Ameaças contra uma intervenção não-africana
Já na semana passada, quando a Grã-Bretanha colocou a hipótese de uma intervenção militar para travar a catástrofe de Darfur, o regime islâmico de Cartum ameaçou combater as forças estrangeiras, não repetindo porém a ameaça quando confrontado com o possível envio de uma força dos países da União Africana (UA), presidida actualmente pela Nigéria.
A anunciada chegada hoje a Darfur de uma missão de informação da União Europeia (UE) segue-se a um apelo feito pela UA para ajuda logística e financeira nesse sentido. A equipa, chefiada pelo delegado para o Sudão de Javier Solana, alto representante para a política externa da UE, deverá avaliar as condições no terreno para um possível apoio a uma intervenção da UA, afirmou uma fonte da UE à AFP.

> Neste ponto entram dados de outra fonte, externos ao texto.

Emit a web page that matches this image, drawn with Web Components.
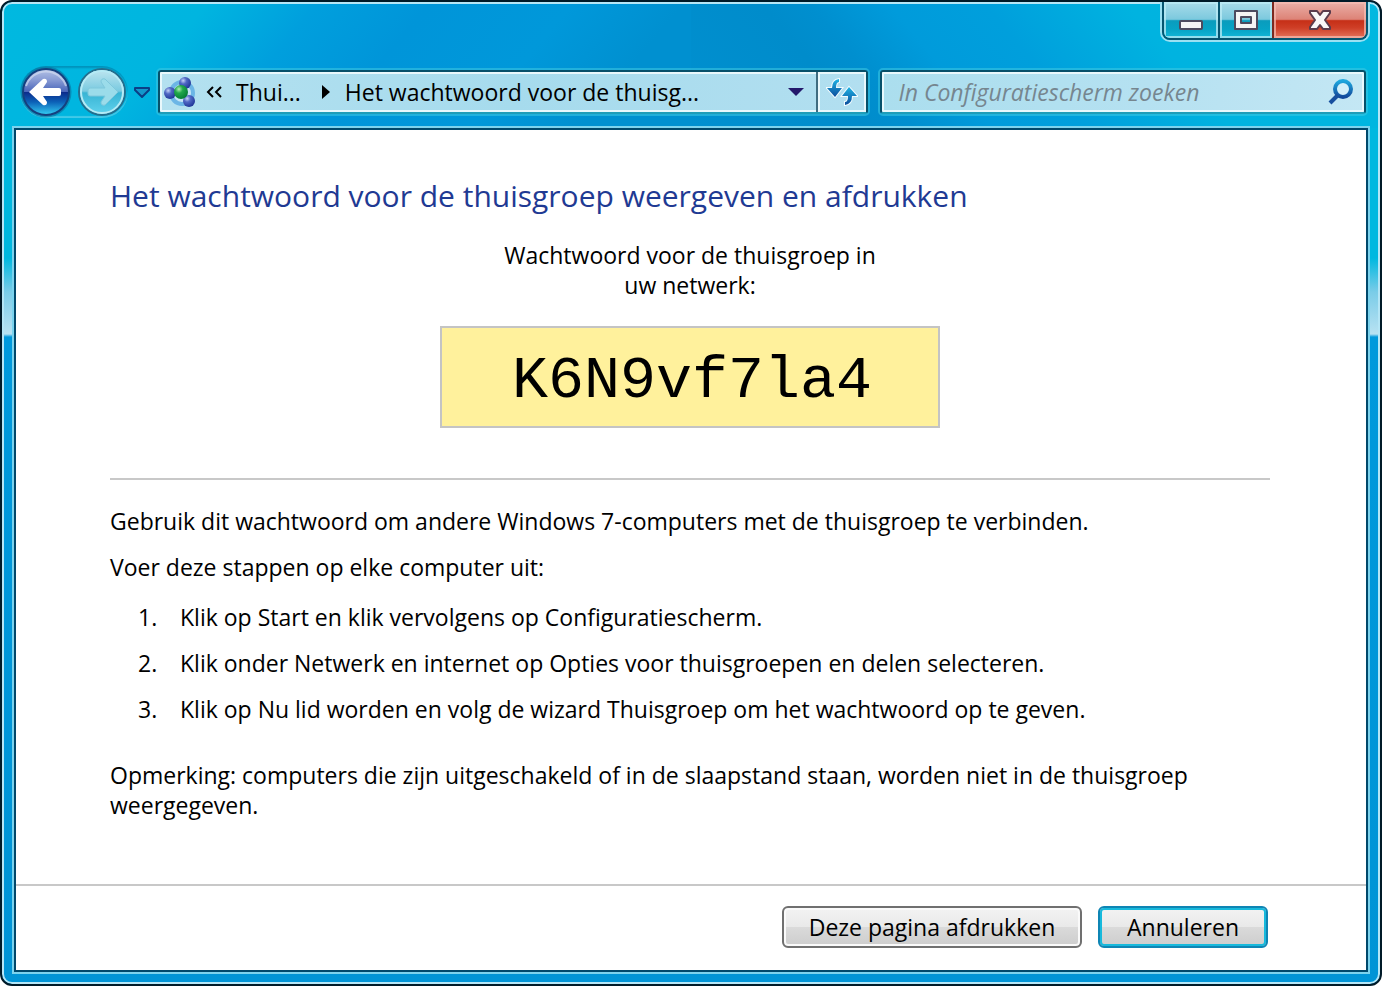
<!DOCTYPE html>
<html lang="nl">
<head>
<meta charset="UTF-8">
<meta name="viewport" content="width=device-width, initial-scale=1">
<title>Thuisgroep</title>
<style>
    body {
        margin: 0;
        background: #fff;
        color: #000;
        font-family: "Open Sans", "Noto Sans", sans-serif;
        font-size: 23px;
        line-height: 30px;
    }
</style>
</head>
<body>

<aero-window>
    <caption-buttons slot="caption"></caption-buttons>
    <nav-buttons slot="nav"></nav-buttons>
    <address-bar slot="nav" parent="Thui..." current="Het wachtwoord voor de thuisg..."></address-bar>
    <search-box slot="nav" placeholder="In Configuratiescherm zoeken"></search-box>

    <homegroup-page>
        <span slot="title">Het wachtwoord voor de thuisgroep weergeven en afdrukken</span>
        <span slot="lead">Wachtwoord voor de thuisgroep in<br>uw netwerk:</span>
        <span slot="password">K6N9vf7la4</span>
    </homegroup-page>

    <aero-button slot="footer" size="wide">Deze pagina afdrukken</aero-button>
    <aero-button slot="footer" active>Annuleren</aero-button>
</aero-window>

<script>
class AeroWindow extends HTMLElement {
    constructor() {
        super();
        this.attachShadow({ mode: 'open' });
        this.shadowRoot.innerHTML = `
            <style>
                :host {
                    display: flex;
                    flex-direction: column;
                    box-sizing: border-box;
                    min-height: 100vh;
                    padding: 0 10px 10px;
                    border: 2px solid #001a28;
                    border-radius: 12px;
                    background:
                        linear-gradient(130deg, #00b9e0 0%, #00b5e0 26%, #009fdd 40%, #0095d9 54%, #0098da 72%, #0090d0 86%, #0090d0 100%) left top / 50% 126px no-repeat,
                        linear-gradient(50deg, #0090d0 0%, #008ccb 22%, #008fcf 28%, #009bdb 38%, #009fdc 50%, #00b3e0 68%, #00b8e0 100%) right top / 50% 126px no-repeat,
                        linear-gradient(180deg, #00b8e0 0, #00b8e0 256px, #7acce8 290px, #b8e2f2 332px, #0099dc 335px, #0094d6 100%);
                    box-shadow: inset 0 0 0 2px #b5e6f6;
                }
                .caption {
                    display: flex;
                    justify-content: flex-end;
                    height: 40px;
                }
                .nav {
                    display: flex;
                    align-items: center;
                    gap: 12px;
                    padding: 24px 4px 8px 8px;
                }
                .client {
                    flex: 1;
                    display: flex;
                    flex-direction: column;
                    border: 2px solid #00486b;
                    outline: 2px solid #7bd3ee;
                    margin: 2px;
                    background: #fff;
                }
                main {
                    flex: 1;
                }
                footer {
                    display: flex;
                    justify-content: flex-end;
                    gap: 16px;
                    padding: 20px 98px 22px;
                    border-top: 2px solid #c8c8c8;
                }
            </style>
            <div class="caption"><slot name="caption"></slot></div>
            <div class="nav"><slot name="nav"></slot></div>
            <div class="client">
                <main><slot></slot></main>
                <footer><slot name="footer"></slot></footer>
            </div>
        `;
    }
}

class CaptionButtons extends HTMLElement {
    constructor() {
        super();
        this.attachShadow({ mode: 'open' });
        this.shadowRoot.innerHTML = `
            <style>
                :host {
                    display: flex;
                    box-sizing: border-box;
                    height: 38px;
                    border: 2px solid #075570;
                    border-top: 0;
                    border-radius: 0 0 8px 8px;
                    box-shadow: 0 0 0 2px #9be0f2;
                    clip-path: inset(0 -2px -2px -2px);
                    overflow: hidden;
                    margin-right: 2px;
                }
                button {
                    display: flex;
                    align-items: center;
                    justify-content: center;
                    width: 56px;
                    padding: 0;
                    border: 0;
                    border-right: 2px solid #075570;
                    background: linear-gradient(180deg, #a9dcea 0%, #7cc9de 48%, #0a9cbd 52%, #06a3c5 75%, #14b7d8 100%);
                    box-shadow: inset 0 0 0 2px rgba(190, 236, 246, .75);
                }
                .max {
                    width: 54px;
                    border-right-color: #7c2a20;
                }
                .close {
                    width: 92px;
                    border-right: 0;
                    background: linear-gradient(180deg, #eab0a8 0%, #dd8377 48%, #c62f17 52%, #cf3f27 72%, #e5735c 100%);
                    box-shadow: inset 0 0 0 2px rgba(245, 190, 180, .7);
                }
            </style>
            <button type="button" aria-label="Minimaliseren">
                <svg width="26" height="26" viewBox="0 0 26 26">
                    <rect x="2" y="14" width="22" height="8" rx="1" fill="#f4f4f4" stroke="#4c4a5e" stroke-width="2"/>
                </svg>
            </button>
            <button type="button" class="max" aria-label="Maximaliseren">
                <svg width="26" height="26" viewBox="0 0 26 26">
                    <path d="M2 4h22v18H2z M8 10v6h10v-6z" fill="#f4f4f4" fill-rule="evenodd" stroke="#4c4a5e" stroke-width="2" stroke-linejoin="round"/>
                </svg>
            </button>
            <button type="button" class="close" aria-label="Sluiten">
                <svg width="26" height="26" viewBox="0 0 26 26">
                    <path d="M3 4h7l3 4 3-4h7v2l-5 7 5 7v2h-7l-3-4-3 4H3v-2l5-7-5-7z" fill="#f8f8f8" stroke="#5a3c4c" stroke-width="2" stroke-linejoin="round"/>
                </svg>
            </button>
        `;
    }
}

class NavButtons extends HTMLElement {
    constructor() {
        super();
        this.attachShadow({ mode: 'open' });
        this.shadowRoot.innerHTML = `
            <style>
                :host {
                    display: flex;
                    align-items: center;
                    gap: 4px;
                    height: 52px;
                }
                .pair {
                    display: flex;
                    gap: 4px;
                    border-radius: 26px;
                    box-shadow: inset 0 2px 2px rgba(0, 110, 150, .5), inset 0 -2px 1px rgba(130, 220, 240, .5);
                }
                button {
                    padding: 0;
                    border: 0;
                    background: none;
                }
                svg {
                    display: block;
                }
            </style>
            <div class="pair">
                <button type="button" aria-label="Vorige">
                    <svg width="52" height="52" viewBox="0 0 52 52">
                        <defs>
                            <linearGradient id="back" x1="0" y1="0" x2="0" y2="1">
                                <stop offset="0" stop-color="#b4c2e6"/>
                                <stop offset=".25" stop-color="#8699d3"/>
                                <stop offset=".49" stop-color="#4a66ba"/>
                                <stop offset=".51" stop-color="#0c2c8c"/>
                                <stop offset=".72" stop-color="#0c62b8"/>
                                <stop offset="1" stop-color="#35d0f4"/>
                            </linearGradient>
                        </defs>
                        <circle cx="26" cy="26" r="24" fill="none" stroke="#0a6f9c" stroke-width="3" opacity=".6"/>
                        <circle cx="26" cy="26" r="23" fill="url(#back)" stroke="#15407e" stroke-width="2"/>
                        <path d="M6 20a21 21 0 0 1 40 0" fill="none" stroke="#d0daf0" stroke-width="2" opacity=".7"/>
                        <path d="M9 26 23 13q4-1 4 3l-4 6h16q2 0 2 2v4q0 2-2 2H23l4 6q0 4-4 3z" fill="#fff"/>
                    </svg>
                </button>
                <button type="button" aria-label="Volgende">
                    <svg width="52" height="52" viewBox="0 0 52 52">
                        <defs>
                            <linearGradient id="next" x1="0" y1="0" x2="0" y2="1">
                                <stop offset="0" stop-color="#c0e6f0"/>
                                <stop offset=".48" stop-color="#79cae0"/>
                                <stop offset=".52" stop-color="#38b4d4"/>
                                <stop offset="1" stop-color="#62d4ee"/>
                            </linearGradient>
                        </defs>
                        <circle cx="26" cy="26" r="23" fill="url(#next)" stroke="#246f8e" stroke-width="2"/>
                        <circle cx="26" cy="26" r="21" fill="none" stroke="#b5eaf5" stroke-width="2"/>
                        <path d="M42 26 29 13q-4-1-4 3l4 6H14q-2 0-2 2v4q0 2 2 2h15l-4 6q0 4 4 3z" fill="#9bdcea" stroke="#7fc8dc"/>
                    </svg>
                </button>
            </div>
            <button type="button" aria-label="Recente pagina's">
                <svg width="20" height="16" viewBox="0 0 20 16">
                    <path d="M3 4h14v2l-7 7-7-7z" fill="#1398cc" stroke="#0b3f86" stroke-width="2" stroke-linejoin="round"/>
                </svg>
            </button>
        `;
    }
}

// Shared look of the two glass text fields
const glassStyles = `
    :host {
        display: flex;
        box-sizing: border-box;
        height: 44px;
        border: 2px solid #07506a;
        border-bottom-color: #1f9db8;
        border-radius: 3px;
        outline: 2px solid rgba(60, 200, 225, .55);
        box-shadow: inset 0 0 0 2px #e9f8fc;
        background: linear-gradient(90deg, #b4e1f0, #a6dbed 50%, #b2dff0);
    }
    button {
        display: flex;
        align-items: center;
        justify-content: center;
        padding: 0;
        border: 0;
        background: none;
        color: inherit;
        font: inherit;
    }
`;

class AddressBar extends HTMLElement {
    constructor() {
        super();
        this.attachShadow({ mode: 'open' });
    }

    connectedCallback() {
        this.shadowRoot.innerHTML = `
            <style>
                ${glassStyles}
                :host {
                    flex: 710 1 0;
                    margin-left: -6px;
                }
                .home {
                    width: 40px;
                }
                .crumb {
                    margin-right: 20px;
                }
                .sep {
                    width: 10px;
                    margin-right: 14px;
                }
                .more {
                    width: 20px;
                    margin: 0 12px 0 4px;
                }
                .list {
                    width: 40px;
                    margin-left: auto;
                }
                .refresh {
                    width: 50px;
                    border-left: 2px solid #3f6c80;
                    box-shadow: inset 0 0 0 2px #e9f8fc;
                }
            </style>
            <button type="button" class="home" aria-label="Thuisgroep">
                <svg width="32" height="30" viewBox="0 0 32 30">
                    <defs>
                        <radialGradient id="blue" cx=".35" cy=".3" r=".7">
                            <stop offset="0" stop-color="#c4d2f8"/>
                            <stop offset=".4" stop-color="#5068c4"/>
                            <stop offset="1" stop-color="#23399a"/>
                        </radialGradient>
                        <radialGradient id="green" cx=".35" cy=".3" r=".7">
                            <stop offset="0" stop-color="#b0f0b0"/>
                            <stop offset=".4" stop-color="#22a84c"/>
                            <stop offset="1" stop-color="#078038"/>
                        </radialGradient>
                    </defs>
                    <circle cx="18" cy="16" r="11" fill="#c8e6f6" stroke="#6cb6e6" stroke-width="4"/>
                    <circle cx="21" cy="6" r="6" fill="url(#blue)"/>
                    <circle cx="6" cy="16" r="6" fill="url(#blue)"/>
                    <circle cx="25" cy="24" r="6" fill="url(#blue)"/>
                    <circle cx="17" cy="15" r="7" fill="url(#green)"/>
                </svg>
            </button>
            <button type="button" class="more" aria-label="Bovenliggende mappen">
                <svg width="18" height="16" viewBox="0 0 18 16">
                    <path d="M8 3 3 8l5 5M16 3l-5 5 5 5" fill="none" stroke="#000" stroke-width="2"/>
                </svg>
            </button>
            <button type="button" class="crumb">${this.getAttribute('parent')}</button>
            <button type="button" class="sep" aria-label="Submappen">
                <svg width="10" height="16" viewBox="0 0 10 16">
                    <path d="M1 1v14l8-7z" fill="#000"/>
                </svg>
            </button>
            <button type="button" class="crumb">${this.getAttribute('current')}</button>
            <button type="button" class="list" aria-label="Vorige locaties">
                <svg width="16" height="10" viewBox="0 0 16 10">
                    <path d="M0 1h16L8 9z" fill="#23186b"/>
                </svg>
            </button>
            <button type="button" class="refresh" aria-label="Vernieuwen">
                <svg width="32" height="28" viewBox="0 0 32 28">
                    <defs>
                        <linearGradient id="arrows" x1="0" y1="0" x2="0" y2="1">
                            <stop offset="0" stop-color="#1fb4e4"/>
                            <stop offset="1" stop-color="#0b4c9c"/>
                        </linearGradient>
                    </defs>
                    <g fill="url(#arrows)" stroke="#f2fbff" stroke-width="2" paint-order="stroke">
                        <path d="M13 1q-7 1-7 9H1l8 9 7-9h-6q0-6 3-6z"/>
                        <path d="M19 27q7-1 7-9h5l-8-9-7 9h6q0 6-3 6z"/>
                    </g>
                </svg>
            </button>
        `;
    }
}

class SearchBox extends HTMLElement {
    constructor() {
        super();
        this.attachShadow({ mode: 'open' });
    }

    connectedCallback() {
        const text = this.getAttribute('placeholder');
        this.shadowRoot.innerHTML = `
            <style>
                ${glassStyles}
                :host {
                    flex: 484 1 0;
                    background: linear-gradient(100deg, #abdeee, #b5e1f1 55%, #c4e7f4);
                }
                input {
                    flex: 1;
                    min-width: 0;
                    padding: 0 0 0 16px;
                    border: 0;
                    outline: 0;
                    background: none;
                    font: italic 23px/30px "Open Sans", "Noto Sans", sans-serif;
                }
                input::placeholder {
                    color: #76868f;
                    opacity: 1;
                }
                button {
                    width: 46px;
                }
            </style>
            <input type="text" aria-label="${text}" placeholder="${text}">
            <button type="button" aria-label="Zoeken">
                <svg width="26" height="26" viewBox="0 0 26 26">
                    <defs>
                        <linearGradient id="lens" x1="0" y1="0" x2="0" y2="1">
                            <stop offset="0" stop-color="#1ea7de"/>
                            <stop offset="1" stop-color="#134a9c"/>
                        </linearGradient>
                    </defs>
                    <circle cx="15" cy="10" r="8" fill="#d4f0fa" stroke="url(#lens)" stroke-width="4"/>
                    <path d="m10 16-8 8" stroke="#174f9e" stroke-width="4"/>
                </svg>
            </button>
        `;
    }
}

class HomegroupPage extends HTMLElement {
    constructor() {
        super();
        this.attachShadow({ mode: 'open' });
        this.shadowRoot.innerHTML = `
            <style>
                :host {
                    display: block;
                    padding: 46px 96px 24px 94px;
                }
                h1 {
                    margin: 0 0 24px;
                    color: #1f3a93;
                    font-size: 30px;
                    font-weight: 400;
                    line-height: 40px;
                }
                .lead {
                    margin: 0;
                    text-align: center;
                }
                .password {
                    box-sizing: border-box;
                    width: 500px;
                    max-width: 100%;
                    margin: 26px auto 50px;
                    padding: 23px 0 15px 4px;
                    border: 2px solid #c4c4c4;
                    background: #fff19c;
                    font: 60px/60px "Liberation Mono", monospace;
                    text-align: center;
                }
                hr {
                    margin: 0 0 26px;
                    border: 0;
                    border-top: 2px solid #c8c8c8;
                }
                p {
                    margin: 0 0 16px;
                }
                ol {
                    display: flex;
                    flex-direction: column;
                    gap: 16px;
                    margin: 20px 0 36px;
                    padding: 0 0 0 28px;
                    list-style: none;
                }
                li {
                    display: flex;
                }
                .num {
                    width: 42px;
                }
            </style>
            <h1><slot name="title"></slot></h1>
            <p class="lead"><slot name="lead"></slot></p>
            <div class="password"><slot name="password"></slot></div>
            <hr>
            <p>Gebruik dit wachtwoord om andere Windows 7-computers met de thuisgroep te verbinden.</p>
            <p>Voer deze stappen op elke computer uit:</p>
            <ol>
                <li><span class="num">1.</span><span>Klik op Start en klik vervolgens op Configuratiescherm.</span></li>
                <li><span class="num">2.</span><span>Klik onder Netwerk en internet op Opties voor thuisgroepen en delen selecteren.</span></li>
                <li><span class="num">3.</span><span>Klik op Nu lid worden en volg de wizard Thuisgroep om het wachtwoord op te geven.</span></li>
            </ol>
            <p>Opmerking: computers die zijn uitgeschakeld of in de slaapstand staan, worden niet in de thuisgroep weergegeven.</p>
        `;
    }
}

class AeroButton extends HTMLElement {
    constructor() {
        super();
        this.attachShadow({ mode: 'open' });
        this.shadowRoot.innerHTML = `
            <style>
                :host {
                    display: block;
                    width: 170px;
                }
                :host([size="wide"]) {
                    width: 300px;
                }
                button {
                    width: 100%;
                    height: 42px;
                    padding: 0;
                    border: 2px solid #707070;
                    border-radius: 6px;
                    background: linear-gradient(180deg, #f3f3f3 0%, #e9e9e9 49%, #dadada 51%, #cdcdcd 100%);
                    box-shadow: inset 0 0 0 2px #fafafa;
                    color: inherit;
                    font: inherit;
                }
                :host([active]) button {
                    border-color: #0f85b4;
                    box-shadow: inset 0 0 0 2px #17b9dc;
                }
            </style>
            <button type="button"><slot></slot></button>
        `;
    }
}

customElements.define('aero-window', AeroWindow);
customElements.define('caption-buttons', CaptionButtons);
customElements.define('nav-buttons', NavButtons);
customElements.define('address-bar', AddressBar);
customElements.define('search-box', SearchBox);
customElements.define('homegroup-page', HomegroupPage);
customElements.define('aero-button', AeroButton);
</script>
</body>
</html>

Para já, a França mantém a mobilização de tropas nas suas bases no Chade (que faz fronteira com o Sudão) para facilitar a ajuda humanitária. Mais de 200 mil (do total de 1,2 milhões) refugiados sudaneses estão em campos de acolhimento no Chade. O Programa Alimentar Mundial (PAM) anunciou ontem ter começado a largar os primeiros sacos de ajuda alimentar em aldeias de Darfur de difícil acesso devido às chuvas ou à insegurança.
Os relatos apontam para um agravamento da situação humanitária, decorrente das fortes chuvas próprias desta época, e das condições de segurança das populações civis. Do terreno, continuam a chegar sinais das perseguições e atrocidades cometidas contra as populações negras (não árabes mas muçulmanas).
O secretário-geral da Liga Árabe, Amr Moussa criticou a resolução da ONU e convocou uma reunião da organização, para o próximo fim-de-semana. O Governo sudanês tinha solicitado um encontro urgente dos ministros dos Negócios Estrangeiros dos países árabes para a adopção de uma postura comum face às ameaças de uma intervenção militar de países ocidentais. Alguns países árabes não manifestam o mesmo sentimento de urgência relativamente à pressão a exercer sobre Cartum. Mas a imprensa de alguns países membros da organização acolheu favoravelmente o texto da ONU e exortou Cartum a cumprir o predisposto, ou seja, o desarmamento das milícias árabes que actuam na região ocidental sudanesa de Darfur.